(Prompt): Omit all images, then return the remaining material exactly as it stands.

(Information supplied):
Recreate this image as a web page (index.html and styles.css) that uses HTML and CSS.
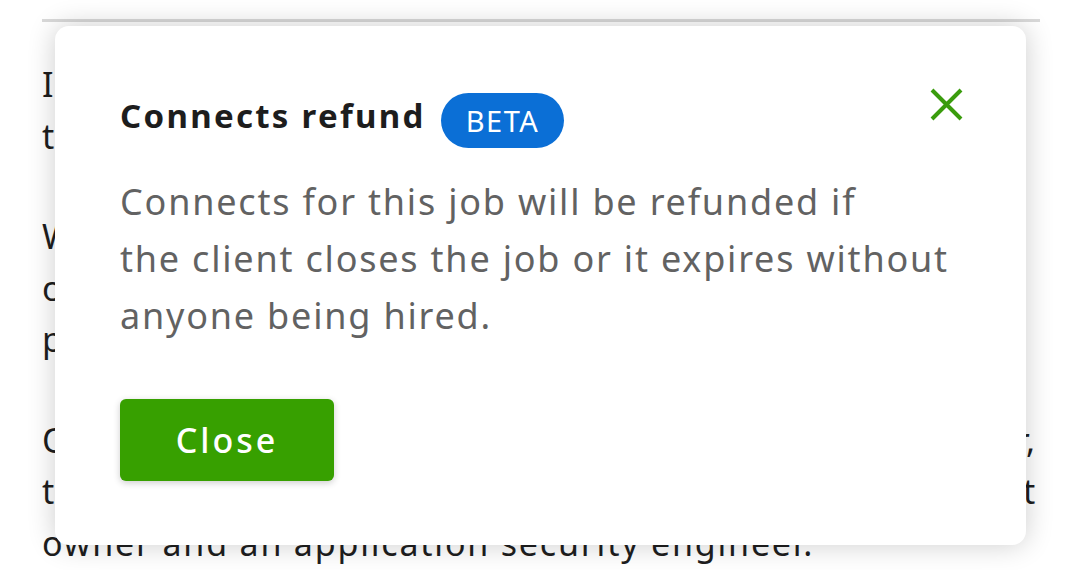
FILE: index.html
```html
<!DOCTYPE html>
<html>
    <head>
        <title>Connects refund</title>
        <link rel="stylesheet" href="styles.css">
    </head>
    <body>
        <div class="page">
            <div class="rule"></div>
            <article class="story">
                <p>
                    <span class="line">In our company we build tools for</span>
                    <span class="line">the team and our partners.</span>
                </p>
                <p>
                    <span class="line">We are looking for a developer to</span>
                    <span class="line">our product group and help</span>
                    <span class="line">projects on time.</span>
                </p>
                <p>
                    <span class="line full">Our team includes a project manager, a designer,</span>
                    <span class="line full">two developers, a tester, a scrum master, a content</span>
                    <span class="line">owner and an application security engineer.</span>
                </p>
            </article>
        </div>

        <div class="modal">
            <div class="modal-head">
                <h2 class="modal-title">Connects refund</h2>
                <span class="badge">BETA</span>
                <button type="button" class="modal-x" aria-label="Close">
                    <svg width="33" height="33" viewBox="0 0 33 33">
                        <path d="M2 2 L31 31 M31 2 L2 31" stroke="#3a9c0d" stroke-width="4" fill="none"/>
                    </svg>
                </button>
            </div>
            <p class="modal-text">Connects for this job will be refunded if<br>the client closes the job or it expires without<br>anyone being hired.</p>
            <button type="button" class="modal-close">Close</button>
        </div>
    </body>
</html>
```

FILE: styles.css
```css
body {
    font-family: "Noto Sans", Arial, sans-serif;
    background-color: #ffffff;
    margin: 0;
    padding: 0;
}

.page {
    padding: 19px 40px 0 42px;
}

.rule {
    border-top: 3px solid #d9d9d9;
}

.story {
    padding: 37px 3px 0 0;
    font-size: 34px;
    line-height: 51.5px;
    letter-spacing: 1.8px;
    color: #1e1e1e;
}

.story p {
    margin: 0 0 49px 0;
}

.story p:last-child {
    margin-bottom: 0;
}

.story .line {
    display: block;
    white-space: nowrap;
}

.story .full {
    text-align: justify;
    text-align-last: justify;
}

.modal {
    position: absolute;
    top: 26px;
    left: 55px;
    width: 971px;
    height: 519px;
    box-sizing: border-box;
    padding: 67px 63px 0 65px;
    background-color: #ffffff;
    border-radius: 14px;
    box-shadow: 0 0 28px rgba(0, 0, 0, 0.2);
}

.modal-head {
    display: flex;
    align-items: flex-start;
}

.modal-title {
    margin: 0 15px 0 0;
    font-size: 33px;
    line-height: 46px;
    font-weight: 700;
    letter-spacing: 2.3px;
    color: #1d1d1d;
}

.badge {
    height: 55px;
    padding: 0 25px 0 25px;
    border-radius: 28px;
    background-color: #0b6fd6;
    color: #ffffff;
    font-size: 29px;
    line-height: 55px;
    letter-spacing: 1.5px;
}

.modal-x {
    margin: -5px 0 0 auto;
    padding: 0;
    border: none;
    background: none;
    width: 33px;
    height: 33px;
    cursor: pointer;
}

.modal-x svg {
    display: block;
}

.modal-text {
    margin: 25px 0 0 0;
    font-size: 36px;
    line-height: 57px;
    letter-spacing: 1.8px;
    color: #626262;
}

.modal-close {
    margin-top: 55px;
    width: 214px;
    height: 82px;
    border: none;
    border-radius: 6px;
    background-color: #37a000;
    color: #ffffff;
    font-family: "Noto Sans", Arial, sans-serif;
    font-size: 34px;
    font-weight: 500;
    letter-spacing: 3px;
    box-shadow: 0 2px 7px rgba(0, 0, 0, 0.2);
    cursor: pointer;
}
```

(Worked answer):
Recreate this image as a web page (index.html and styles.css) that uses HTML and CSS.
FILE: index.html
```html
<!DOCTYPE html>
<html>
    <head>
        <title>Connects refund</title>
        <link rel="stylesheet" href="styles.css">
    </head>
    <body>
        <div class="page">
            <div class="rule"></div>
            <article class="story">
                <p>
                    <span class="line">In our company we build tools for</span>
                    <span class="line">the team and our partners.</span>
                </p>
                <p>
                    <span class="line">We are looking for a developer to</span>
                    <span class="line">our product group and help</span>
                    <span class="line">projects on time.</span>
                </p>
                <p>
                    <span class="line full">Our team includes a project manager, a designer,</span>
                    <span class="line full">two developers, a tester, a scrum master, a content</span>
                    <span class="line">owner and an application security engineer.</span>
                </p>
            </article>
        </div>

        <div class="modal">
            <div class="modal-head">
                <h2 class="modal-title">Connects refund</h2>
                <span class="badge">BETA</span>
                <button type="button" class="modal-x" aria-label="Close">
                    <svg width="33" height="33" viewBox="0 0 33 33">
                        <path d="M2 2 L31 31 M31 2 L2 31" stroke="#3a9c0d" stroke-width="4" fill="none"/>
                    </svg>
                </button>
            </div>
            <p class="modal-text">Connects for this job will be refunded if<br>the client closes the job or it expires without<br>anyone being hired.</p>
            <button type="button" class="modal-close">Close</button>
        </div>
    </body>
</html>
```

FILE: styles.css
```css
body {
    font-family: "Noto Sans", Arial, sans-serif;
    background-color: #ffffff;
    margin: 0;
    padding: 0;
}

.page {
    padding: 19px 40px 0 42px;
}

.rule {
    border-top: 3px solid #d9d9d9;
}

.story {
    padding: 37px 3px 0 0;
    font-size: 34px;
    line-height: 51.5px;
    letter-spacing: 1.8px;
    color: #1e1e1e;
}

.story p {
    margin: 0 0 49px 0;
}

.story p:last-child {
    margin-bottom: 0;
}

.story .line {
    display: block;
    white-space: nowrap;
}

.story .full {
    text-align: justify;
    text-align-last: justify;
}

.modal {
    position: absolute;
    top: 26px;
    left: 55px;
    width: 971px;
    height: 519px;
    box-sizing: border-box;
    padding: 67px 63px 0 65px;
    background-color: #ffffff;
    border-radius: 14px;
    box-shadow: 0 0 28px rgba(0, 0, 0, 0.2);
}

.modal-head {
    display: flex;
    align-items: flex-start;
}

.modal-title {
    margin: 0 15px 0 0;
    font-size: 33px;
    line-height: 46px;
    font-weight: 700;
    letter-spacing: 2.3px;
    color: #1d1d1d;
}

.badge {
    height: 55px;
    padding: 0 25px 0 25px;
    border-radius: 28px;
    background-color: #0b6fd6;
    color: #ffffff;
    font-size: 29px;
    line-height: 55px;
    letter-spacing: 1.5px;
}

.modal-x {
    margin: -5px 0 0 auto;
    padding: 0;
    border: none;
    background: none;
    width: 33px;
    height: 33px;
    cursor: pointer;
}

.modal-x svg {
    display: block;
}

.modal-text {
    margin: 25px 0 0 0;
    font-size: 36px;
    line-height: 57px;
    letter-spacing: 1.8px;
    color: #626262;
}

.modal-close {
    margin-top: 55px;
    width: 214px;
    height: 82px;
    border: none;
    border-radius: 6px;
    background-color: #37a000;
    color: #ffffff;
    font-family: "Noto Sans", Arial, sans-serif;
    font-size: 34px;
    font-weight: 500;
    letter-spacing: 3px;
    box-shadow: 0 2px 7px rgba(0, 0, 0, 0.2);
    cursor: pointer;
}
```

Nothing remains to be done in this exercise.